Il caso Qui!Group prosegue. La Commissione Bilancio della Camera ha dichiarato l’inammissibilità delle imprese della ristorazione ai 20 milioni di euro previsti nel Ddl Concretezza. Fondi quelli rimasti riservati alle amministrazioni “vittime” del crack della emettitrice di buoni pasto fallita.
In particolare, in
discussione è il rimborso relativo al servizio sostitutivo di mensa che gli esercenti hanno reso in favore dei dipendenti pubblici.

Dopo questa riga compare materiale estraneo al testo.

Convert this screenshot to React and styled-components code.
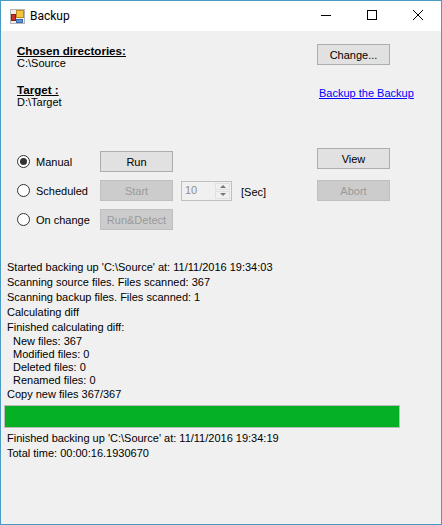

«Questa decisione della Commissione Bilancio della Camera, motivata dalla “mancanza di coperture”, è incomprensibile e ingiustificata - ha dichiarato
Roberto Calugi, direttore generale di
Fipe - non ha logica parlare di assenza di copertura in quanto il fondo dei 20 milioni di euro è alimentato dalle somme escusse dalla cauzione rilasciata in fase di assegnazione della gara. In questo modo, come si capisce, non vi è alcun esborso di denaro pubblico. Fipe ha seguito fin dal primo istante la vicenda Qui!Group e si è adoperata per salvaguardare i diritti delle imprese della ristorazione. Abbiamo incontrato tutte le forze politiche, abbiamo spiegato la grave situazione in cui versano le imprese che hanno fornito pasti ai dipendenti pubblici a fronte della presentazione di buoni emessi da Qui!Group, la società scelta dalla Consip. In cambio della serietà con cui hanno continuato a servire pasti ai dipendenti pubblici nonostante le inadempienze di Qui!Group, le nostre imprese vengono ancora una volta lasciate a se stesse».
«Le imprese della ristorazione e
Fipe che le rappresenta - ha aggiunto
Aldo Cursano, vice-presidente della Federazione - si aspettavano dal governo un atteggiamento diverso: è lo Stato che ha creato il problema, con la gestione di gare Consip al massimo ribasso del valore facciale del buono e ci aspettiamo dallo Stato un’assunzione di piena responsabilità. Oggi, purtroppo, questa decisione della Commissione della Camera mette a dura prova la nostra fiducia nella politica. Oggi, vengono calpestati i diritti di imprenditori e lavoratori che per anni hanno lavorato e fornito un servizio al loro meglio e oggi si trovano defraudati, nessun riconoscimento del loro lavoro, e un bilancio d’impresa al quale mancano i denari di un servizio prestato che nessuno gli riconosce. Chiediamo che venga riattivato immediatamente il tavolo di crisi al Ministero dello Sviluppo Economico, fermo ormai dallo scorso settembre e mai più riconvocato, nonostante le promesse».